-- start Data provided --
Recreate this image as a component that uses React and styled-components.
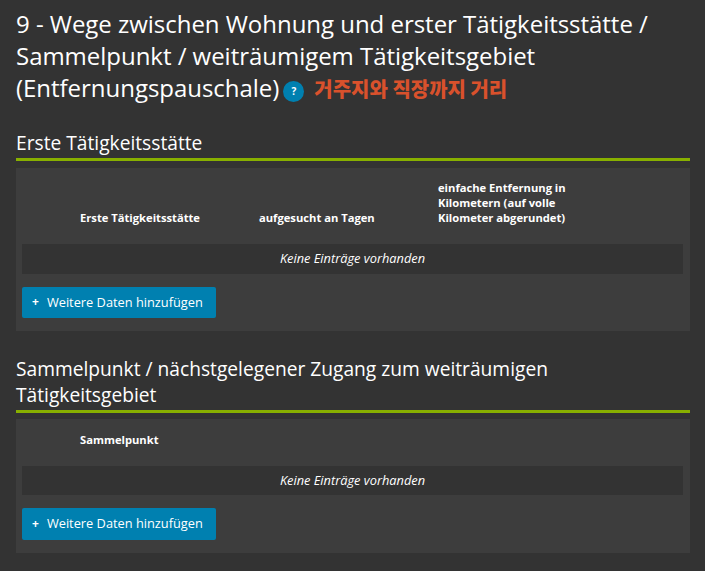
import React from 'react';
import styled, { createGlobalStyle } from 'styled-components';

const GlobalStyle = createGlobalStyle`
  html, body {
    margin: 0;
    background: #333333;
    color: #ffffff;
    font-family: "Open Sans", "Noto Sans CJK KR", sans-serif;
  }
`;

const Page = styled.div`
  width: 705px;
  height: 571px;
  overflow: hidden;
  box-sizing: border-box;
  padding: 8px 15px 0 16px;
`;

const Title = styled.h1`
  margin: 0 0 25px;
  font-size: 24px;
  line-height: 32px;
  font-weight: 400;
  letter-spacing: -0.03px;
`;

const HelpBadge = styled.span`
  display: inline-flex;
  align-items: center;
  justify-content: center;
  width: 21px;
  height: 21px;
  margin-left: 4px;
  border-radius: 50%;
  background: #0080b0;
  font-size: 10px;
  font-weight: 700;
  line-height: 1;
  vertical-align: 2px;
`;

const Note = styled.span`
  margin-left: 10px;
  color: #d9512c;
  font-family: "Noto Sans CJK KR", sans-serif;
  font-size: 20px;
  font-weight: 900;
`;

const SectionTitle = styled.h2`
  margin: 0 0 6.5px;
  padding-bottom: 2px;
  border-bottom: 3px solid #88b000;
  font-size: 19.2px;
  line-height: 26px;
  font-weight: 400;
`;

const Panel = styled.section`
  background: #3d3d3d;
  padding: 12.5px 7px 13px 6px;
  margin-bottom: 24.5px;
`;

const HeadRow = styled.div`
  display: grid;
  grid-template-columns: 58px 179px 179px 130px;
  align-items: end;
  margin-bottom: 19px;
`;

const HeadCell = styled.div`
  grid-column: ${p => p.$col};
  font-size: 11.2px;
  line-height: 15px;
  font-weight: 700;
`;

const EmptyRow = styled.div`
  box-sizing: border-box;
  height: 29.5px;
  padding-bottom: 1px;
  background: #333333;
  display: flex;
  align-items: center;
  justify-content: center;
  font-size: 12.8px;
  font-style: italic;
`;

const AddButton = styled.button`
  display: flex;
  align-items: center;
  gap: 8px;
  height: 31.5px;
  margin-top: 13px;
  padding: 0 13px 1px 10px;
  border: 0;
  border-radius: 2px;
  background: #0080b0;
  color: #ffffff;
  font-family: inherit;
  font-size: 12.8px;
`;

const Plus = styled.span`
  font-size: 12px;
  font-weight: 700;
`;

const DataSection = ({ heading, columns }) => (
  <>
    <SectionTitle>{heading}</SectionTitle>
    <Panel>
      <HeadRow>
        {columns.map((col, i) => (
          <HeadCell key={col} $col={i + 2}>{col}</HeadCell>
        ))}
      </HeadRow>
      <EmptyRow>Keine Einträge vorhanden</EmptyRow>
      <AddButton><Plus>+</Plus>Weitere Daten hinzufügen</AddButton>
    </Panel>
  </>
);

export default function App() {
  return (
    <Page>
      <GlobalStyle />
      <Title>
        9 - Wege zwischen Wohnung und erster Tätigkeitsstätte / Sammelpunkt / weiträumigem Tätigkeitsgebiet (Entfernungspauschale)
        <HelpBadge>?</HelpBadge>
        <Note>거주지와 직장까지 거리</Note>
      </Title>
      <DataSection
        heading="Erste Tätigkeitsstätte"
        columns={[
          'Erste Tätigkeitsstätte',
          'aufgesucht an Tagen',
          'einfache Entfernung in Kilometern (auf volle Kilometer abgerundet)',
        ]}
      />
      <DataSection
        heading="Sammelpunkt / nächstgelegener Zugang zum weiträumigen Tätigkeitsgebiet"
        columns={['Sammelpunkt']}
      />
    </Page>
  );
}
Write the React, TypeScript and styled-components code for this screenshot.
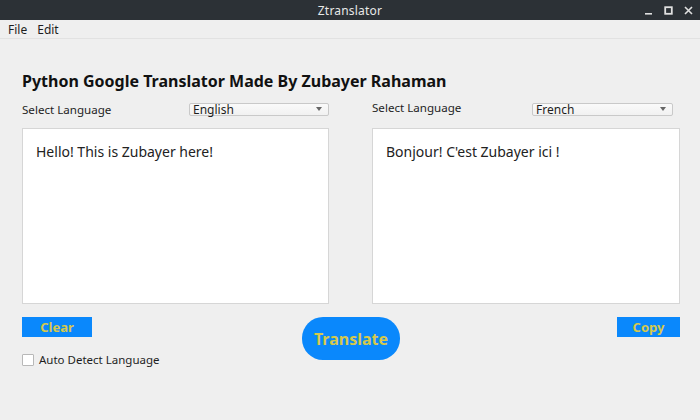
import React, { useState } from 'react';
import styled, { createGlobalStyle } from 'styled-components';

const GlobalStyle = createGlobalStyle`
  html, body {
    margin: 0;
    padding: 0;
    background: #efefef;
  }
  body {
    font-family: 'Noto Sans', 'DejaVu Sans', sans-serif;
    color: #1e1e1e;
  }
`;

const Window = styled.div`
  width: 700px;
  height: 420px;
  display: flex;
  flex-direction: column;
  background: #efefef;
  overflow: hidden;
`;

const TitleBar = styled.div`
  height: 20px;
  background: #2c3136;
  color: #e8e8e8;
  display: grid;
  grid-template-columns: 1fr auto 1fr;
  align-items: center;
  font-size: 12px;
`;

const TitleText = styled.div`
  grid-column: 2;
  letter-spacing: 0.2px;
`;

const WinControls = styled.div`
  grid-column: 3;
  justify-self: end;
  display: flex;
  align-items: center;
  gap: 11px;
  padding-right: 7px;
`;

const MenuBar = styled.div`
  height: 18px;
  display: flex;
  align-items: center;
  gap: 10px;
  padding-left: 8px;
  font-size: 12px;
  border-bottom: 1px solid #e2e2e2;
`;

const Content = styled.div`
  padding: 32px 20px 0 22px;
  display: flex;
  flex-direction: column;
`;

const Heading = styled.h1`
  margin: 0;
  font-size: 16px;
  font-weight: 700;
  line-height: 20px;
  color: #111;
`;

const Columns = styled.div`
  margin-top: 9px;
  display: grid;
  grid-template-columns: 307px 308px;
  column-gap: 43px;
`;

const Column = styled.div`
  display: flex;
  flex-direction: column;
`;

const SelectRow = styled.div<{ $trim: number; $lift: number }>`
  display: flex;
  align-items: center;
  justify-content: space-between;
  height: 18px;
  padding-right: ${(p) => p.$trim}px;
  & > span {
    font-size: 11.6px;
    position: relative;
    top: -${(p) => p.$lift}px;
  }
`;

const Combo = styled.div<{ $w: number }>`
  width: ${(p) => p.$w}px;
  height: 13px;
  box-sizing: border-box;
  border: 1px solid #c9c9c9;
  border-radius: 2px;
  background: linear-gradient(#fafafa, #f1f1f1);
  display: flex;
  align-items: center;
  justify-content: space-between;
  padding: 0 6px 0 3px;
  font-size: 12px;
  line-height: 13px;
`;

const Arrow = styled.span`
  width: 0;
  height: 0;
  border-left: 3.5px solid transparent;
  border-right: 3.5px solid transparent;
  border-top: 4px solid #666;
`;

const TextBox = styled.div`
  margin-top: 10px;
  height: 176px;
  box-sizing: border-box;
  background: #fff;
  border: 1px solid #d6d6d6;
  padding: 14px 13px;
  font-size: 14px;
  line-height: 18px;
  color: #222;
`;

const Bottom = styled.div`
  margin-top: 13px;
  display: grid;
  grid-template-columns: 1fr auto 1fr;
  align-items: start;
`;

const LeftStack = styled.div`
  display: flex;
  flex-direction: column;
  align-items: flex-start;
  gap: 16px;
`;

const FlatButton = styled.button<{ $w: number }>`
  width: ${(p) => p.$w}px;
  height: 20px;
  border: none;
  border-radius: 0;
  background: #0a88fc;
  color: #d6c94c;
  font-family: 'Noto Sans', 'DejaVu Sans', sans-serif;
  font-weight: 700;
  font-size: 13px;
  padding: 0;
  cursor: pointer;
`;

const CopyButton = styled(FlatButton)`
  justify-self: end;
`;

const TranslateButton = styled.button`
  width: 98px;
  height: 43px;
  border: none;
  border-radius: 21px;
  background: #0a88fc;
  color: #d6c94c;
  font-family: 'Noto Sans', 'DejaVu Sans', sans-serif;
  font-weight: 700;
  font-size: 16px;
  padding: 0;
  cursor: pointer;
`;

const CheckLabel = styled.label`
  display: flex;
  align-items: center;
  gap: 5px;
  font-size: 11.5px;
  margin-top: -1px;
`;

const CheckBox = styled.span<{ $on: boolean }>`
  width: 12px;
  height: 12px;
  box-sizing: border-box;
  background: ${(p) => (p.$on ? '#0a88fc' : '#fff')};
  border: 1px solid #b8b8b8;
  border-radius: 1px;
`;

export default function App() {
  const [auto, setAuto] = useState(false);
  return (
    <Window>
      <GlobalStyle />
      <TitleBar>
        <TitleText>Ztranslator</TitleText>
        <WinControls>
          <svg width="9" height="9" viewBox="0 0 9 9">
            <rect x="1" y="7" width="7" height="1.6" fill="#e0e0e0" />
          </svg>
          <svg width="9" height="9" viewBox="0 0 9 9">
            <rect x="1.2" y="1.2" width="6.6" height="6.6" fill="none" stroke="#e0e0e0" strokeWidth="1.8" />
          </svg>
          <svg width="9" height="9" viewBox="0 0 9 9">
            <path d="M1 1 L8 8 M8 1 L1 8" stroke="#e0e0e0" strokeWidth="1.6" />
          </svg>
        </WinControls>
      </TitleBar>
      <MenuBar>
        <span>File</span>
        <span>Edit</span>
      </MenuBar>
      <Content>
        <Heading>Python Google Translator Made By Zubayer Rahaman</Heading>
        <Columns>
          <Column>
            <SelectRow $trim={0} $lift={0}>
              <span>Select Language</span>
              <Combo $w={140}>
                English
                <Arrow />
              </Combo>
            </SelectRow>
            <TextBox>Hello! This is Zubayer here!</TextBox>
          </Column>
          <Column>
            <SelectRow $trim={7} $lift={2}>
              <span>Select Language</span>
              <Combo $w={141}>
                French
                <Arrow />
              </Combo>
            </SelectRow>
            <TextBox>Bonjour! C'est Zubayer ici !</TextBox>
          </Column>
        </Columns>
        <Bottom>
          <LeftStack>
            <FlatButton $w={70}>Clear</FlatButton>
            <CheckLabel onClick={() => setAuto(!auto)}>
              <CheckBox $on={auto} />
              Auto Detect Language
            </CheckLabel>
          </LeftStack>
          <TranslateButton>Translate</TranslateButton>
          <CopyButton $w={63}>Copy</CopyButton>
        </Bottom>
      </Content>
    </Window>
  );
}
-- end Data provided --
**Directions:** Copy out each line in the preceding records that contains "React".

**Answer to the problem:**
Recreate this image as a component that uses React and styled-components.
import React from 'react';
Write the React, TypeScript and styled-components code for this screenshot.
import React, { useState } from 'react';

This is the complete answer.